Depois desse rosário de saudades e de exaltação à Penha, devo esclarecer que não foi lá que nasci, mas no centro da cidade de Iguatu, na praça Cel. Celso Lima Verde, de onde, criança de colo, fui levado pelos meus pais, juntamente com os meus cinco irmãos, para morar em Fortaleza, só retornando à terra natal com dez anos de idade, quando, de férias escolares, aportei pela primeira vez no Sítio Penha, recebido pela prima Elze, filha da minha querida e saudosa tia Laura, irmã do meu pai, então já falecido. A prima Elze, dada a nossa diferença de idade, era para mim como uma tia bondosa que me acolheu na sua casa com muita atenção e carinho, juntamente com seu marido Zé Bezerra, de quem guardo boas recordações e uma imensa saudade. E por falar em boas recordações, destaco que aprendi a gostar de Luiz Gonzaga vendo Zé Bezerra selar seu cavalo Pombo Roxo cantarolando “meu cigarro de palha, meu cavalo ligeiro, minha rede de malha, meu cachorro trigueiro…”. Ah, que tempo bom!
Por sua vez, Elze, de personalidade forte e marcante, tornou-se adorada em todo a Penha e seus arredores, sobretudo pela sua benfazeja atuação como professora competente e austera, enaltecida por todos os que tiveram o privilégio do seu magistério. A propósito, embora não tendo sido seu aluno de carteira escolar, incluo-me no rol desses privilegiados, porque dela recebi valiosas lições de gramática e de interpretação de textos, principalmente quando chamado a ouvir, lidas por ela, as crônicas de Rachel de Queiroz, semanalmente publicadas na última página da Revista O Cruzeiro, de circulação nacional.

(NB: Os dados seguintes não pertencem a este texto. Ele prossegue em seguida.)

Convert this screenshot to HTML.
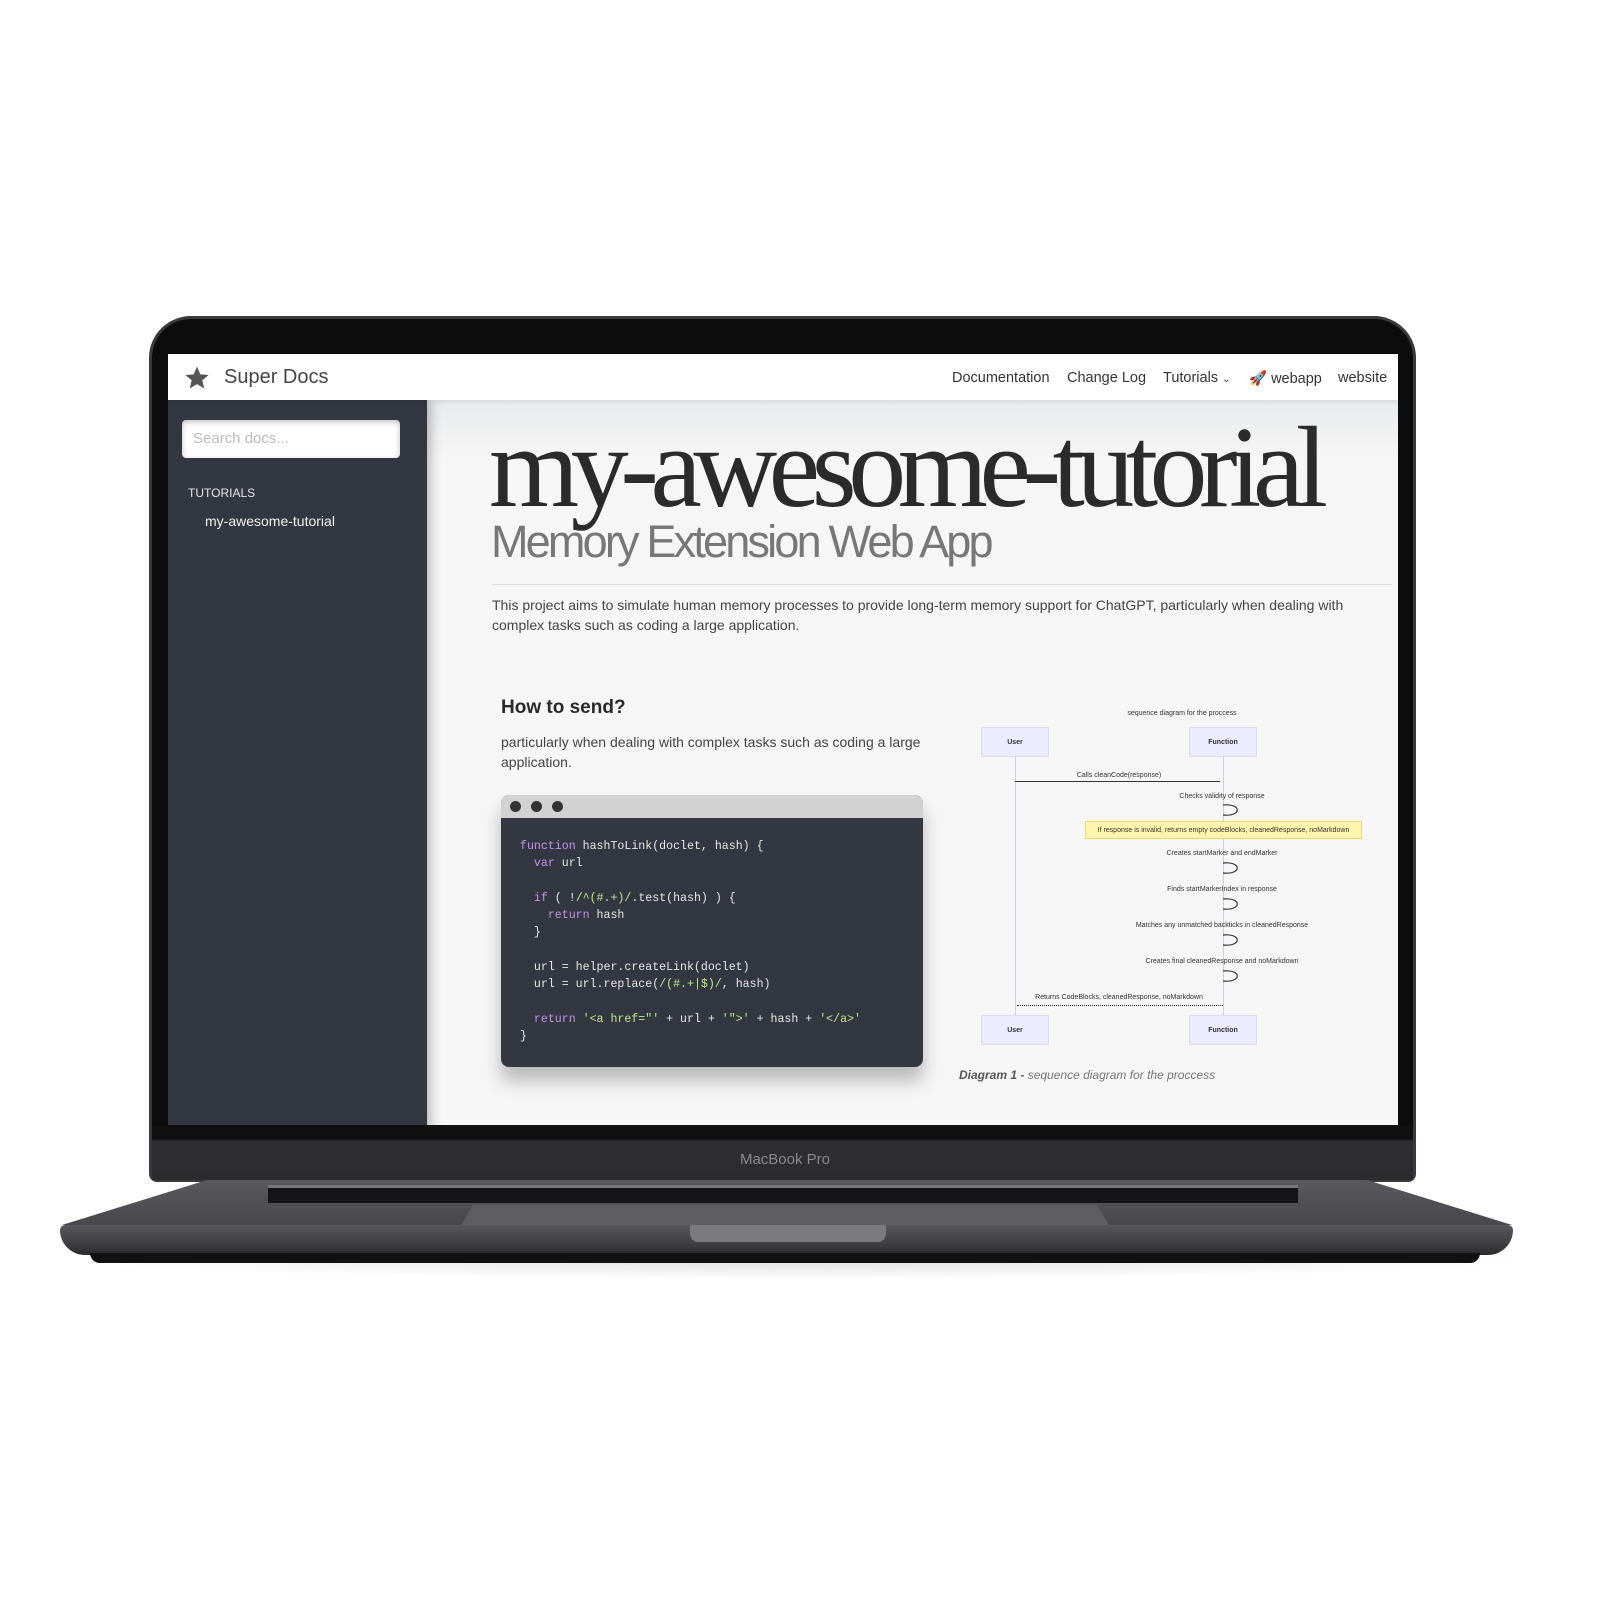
<!DOCTYPE html>
<html><head><meta charset="utf-8"><style>
*{margin:0;padding:0;box-sizing:border-box}
body{width:1600px;height:1600px;background:#fff;position:relative;overflow:hidden;font-family:"Liberation Sans",sans-serif}
.a{position:absolute}
.lid{left:149px;top:316px;width:1267px;height:866px;background:#0c0c0c;border-radius:42px 42px 8px 8px;border:3px solid #3a3a3c}
.chin{left:152px;top:1125px;width:1261px;height:55px;background:linear-gradient(#101010 0,#101010 14px,#2f2f31 16px,#2c2c2e);}
.screen{left:168px;top:354px;width:1230px;height:771px;background:#f6f6f6;overflow:hidden}
.nav{left:0;top:0;width:1230px;height:46px;background:#fff;box-shadow:0 2px 4px rgba(0,0,0,.08);z-index:2}
.side{left:0;top:46px;width:259px;height:730px;background:#333741;box-shadow:4px 0 10px rgba(0,0,0,.25);z-index:1}
.nv{top:16px;font-size:14.5px;color:#333}
.code{font-family:"Liberation Mono",monospace;font-size:11.6px;color:#e8e8e8;white-space:pre;line-height:17.3px}
.k{color:#c792ea}.s{color:#c3e88d}
.dl{font-size:7px;color:#333;text-align:center;white-space:nowrap}
.bx{background:#ececff;border:1px solid #ddd9f5;font-size:7px;font-weight:bold;color:#333;display:flex;align-items:center;justify-content:center}
</style></head><body>
<div class="a" style="left:60px;top:1240px;width:1480px;height:40px;background:radial-gradient(ellipse at center,rgba(0,0,0,.12),rgba(0,0,0,0) 70%)"></div>
<div class="a lid"></div>
<div class="a chin"></div>
<div class="a" style="left:685px;top:1151px;width:200px;text-align:center;color:#8a8a8c;font-size:15px">MacBook Pro</div>
<!-- base -->
<div class="a" style="left:62px;top:1180px;width:1450px;height:45px;background:linear-gradient(#5a5a5e,#48484c);clip-path:polygon(10% 0,90% 0,100% 100%,0 100%)"></div>
<div class="a" style="left:268px;top:1185px;width:1030px;height:18px;background:#151517;border-top:3px solid #77777a"></div>
<div class="a" style="left:460px;top:1205px;width:650px;height:22px;background:#5d5d62;clip-path:polygon(2% 0,98% 0,100% 100%,0 100%)"></div>
<div class="a" style="left:60px;top:1225px;width:1453px;height:30px;background:linear-gradient(#58585c,#404044 60%,#2a2a2c);border-radius:6px 6px 30px 30px"></div>
<div class="a" style="left:690px;top:1225px;width:196px;height:17px;background:#7a7a7f;border-radius:0 0 8px 8px"></div>
<div class="a" style="left:90px;top:1253px;width:1390px;height:10px;background:#111;border-radius:0 0 60px 60px"></div>

<div class="a screen">
 <div class="a nav">
  <svg class="a" style="left:15px;top:11px" width="28" height="26" viewBox="0 0 24 24"><path d="M12 1.5l3.1 7.1 7.6.6-5.8 5 1.8 7.5L12 17.7l-6.7 4 1.8-7.5-5.8-5 7.6-.6z" fill="#555"/></svg>
  <div class="a" style="left:56px;top:12px;font-size:20px;color:#444">Super Docs</div>
  <div class="a nv" style="left:784px">Documentation</div>
  <div class="a nv" style="left:899px">Change Log</div>
  <div class="a nv" style="left:995px">Tutorials <span style="font-size:10px">&#8964;</span></div>
  <div class="a nv" style="left:1081px">🚀 webapp</div>
  <div class="a nv" style="left:1170px">website</div>
 </div>
 <div class="a side">
  <div class="a" style="left:14px;top:20px;width:218px;height:38px;background:#fff;border-radius:4px;box-shadow:inset 0 2px 6px rgba(0,0,0,.25);font-size:15px;color:#bbb;padding:10px 11px">Search docs...</div>
  <div class="a" style="left:20px;top:86px;color:#e6e6e6;font-size:12px">TUTORIALS</div>
  <div class="a" style="left:37px;top:113px;color:#f0f0f0;font-size:14px">my-awesome-tutorial</div>
 </div>
 <div class="a" style="left:259px;top:46px;width:979px;height:60px;background:linear-gradient(#e9eaec,#f6f6f6)"></div>
 <div class="a" style="left:321px;top:44px;font-family:'Liberation Serif',serif;font-size:116px;color:#2b2b2b;letter-spacing:-8.5px;white-space:nowrap;line-height:140px">my-awesome-tutorial</div>
 <div class="a" style="left:323px;top:162px;font-size:45px;color:#777;letter-spacing:-2.8px;white-space:nowrap">Memory Extension Web App</div>
 <div class="a" style="left:324px;top:230px;width:900px;height:1px;background:#ddd"></div>
 <div class="a" style="left:324px;top:241px;font-size:14px;color:#444;line-height:20px;width:880px">This project aims to simulate human memory processes to provide long-term memory support for ChatGPT, particularly when dealing with complex tasks such as coding a large application.</div>
 <div class="a" style="left:333px;top:343px;font-size:19px;font-weight:bold;color:#2a2a2a">How to send?</div>
 <div class="a" style="left:333px;top:378px;font-size:14px;color:#444;line-height:20px;width:430px">particularly when dealing with complex tasks such as coding a large application.</div>
 <div class="a" style="left:333px;top:441px;width:422px;height:272px;background:#333741;border-radius:8px;overflow:hidden;box-shadow:0 14px 18px rgba(0,0,0,.25)">
  <div style="height:23px;background:#d2d2d2;position:relative">
   <div class="a" style="left:9px;top:6px;width:11px;height:11px;border-radius:50%;background:#333"></div>
   <div class="a" style="left:30px;top:6px;width:11px;height:11px;border-radius:50%;background:#333"></div>
   <div class="a" style="left:51px;top:6px;width:11px;height:11px;border-radius:50%;background:#333"></div>
  </div>
  <div class="code a" style="left:19px;top:43px"><span class="k">function</span> hashToLink(doclet, hash) {
  <span class="k">var</span> url

  <span class="k">if</span> ( !<span class="s">/^(#.+)/</span>.test(hash) ) {
    <span class="k">return</span> hash
  }

  url = helper.createLink(doclet)
  url = url.replace(<span class="s">/(#.+|$)/</span>, hash)

  <span class="k">return</span> <span class="s">'&lt;a href="'</span> + url + <span class="s">'"&gt;'</span> + hash + <span class="s">'&lt;/a&gt;'</span>
}</div>
 </div>
 <!-- diagram -->
 <div class="a dl" style="left:914px;top:356px;width:200px">sequence diagram for the proccess</div>
 <div class="a bx" style="left:813px;top:373px;width:68px;height:30px">User</div>
 <div class="a bx" style="left:1021px;top:373px;width:68px;height:30px">Function</div>
 <div class="a bx" style="left:813px;top:661px;width:68px;height:30px">User</div>
 <div class="a bx" style="left:1021px;top:661px;width:68px;height:30px">Function</div>
 <div class="a" style="left:847px;top:403px;width:1px;height:258px;background:#cfc8f0"></div>
 <div class="a" style="left:1055px;top:403px;width:1px;height:258px;background:#cfc8f0"></div>
 <div class="a dl" style="left:851px;top:418px;width:200px">Calls cleanCode(response)</div>
 <div class="a" style="left:847px;top:427px;width:205px;height:1px;background:#333"></div>
 <div class="a dl" style="left:954px;top:439px;width:200px">Checks validity of response</div>
 <div class="a" style="left:917px;top:467px;width:277px;height:18px;background:#fff5ad;border:1px solid #e6d97a;font-size:7px;color:#333;display:flex;align-items:center;justify-content:center;white-space:nowrap">If response is invalid, returns empty codeBlocks, cleanedResponse, noMarkdown</div>
 <div class="a dl" style="left:954px;top:496px;width:200px">Creates startMarker and endMarker</div>
 <div class="a dl" style="left:954px;top:532px;width:200px">Finds startMarkerIndex in response</div>
 <div class="a dl" style="left:934px;top:568px;width:240px">Matches any unmatched backticks in cleanedResponse</div>
 <div class="a dl" style="left:934px;top:604px;width:240px">Creates final cleanedResponse and noMarkdown</div>
 <div class="a dl" style="left:851px;top:640px;width:200px">Returns CodeBlocks, cleanedResponse, noMarkdown</div>
 <div class="a" style="left:849px;top:651px;width:206px;height:0;border-top:1px dotted #333"></div>
 <svg class="a" style="left:1052px;top:448px" width="30" height="180" viewBox="0 0 30 180">
  <g fill="none" stroke="#333" stroke-width="1.2">
   <path d="M3 3 C22 1 22 15 3 13"/><path d="M3 61 C22 59 22 73 3 71"/><path d="M3 97 C22 95 22 109 3 107"/><path d="M3 133 C22 131 22 145 3 143"/><path d="M3 169 C22 167 22 181 3 179"/>
  </g>
 </svg>
 <div class="a" style="left:791px;top:714px;font-size:12px;color:#777;font-style:italic;white-space:nowrap"><b style="color:#555">Diagram 1 -</b> sequence diagram for the proccess</div>
</div>
</body></html>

Em verdade, das lições da prima Elze e do primo Wilson Holanda Lima Verde – que faz parte de outra história – foi que senti desabrochar em mim o gosto pelas letras, iniciado, jovem ainda, pela leitura dos escritores nordestinos do chamado “Romance de Trinta”, tendo à frente, além de Rachel de Queiroz, José Américo de Almeida, Graciliano Ramos, José Lins do Rego e Jorge Amado.
Agora, passados tantos anos, quando já estamos na rota do centenário do nascimento de Elze Rocha Bezerra, curvo-me diante dela num gesto de reverência a essa benemérita moradora da velha, amada e inesquecível Penha, relicário das saudades do meu tempo de menino.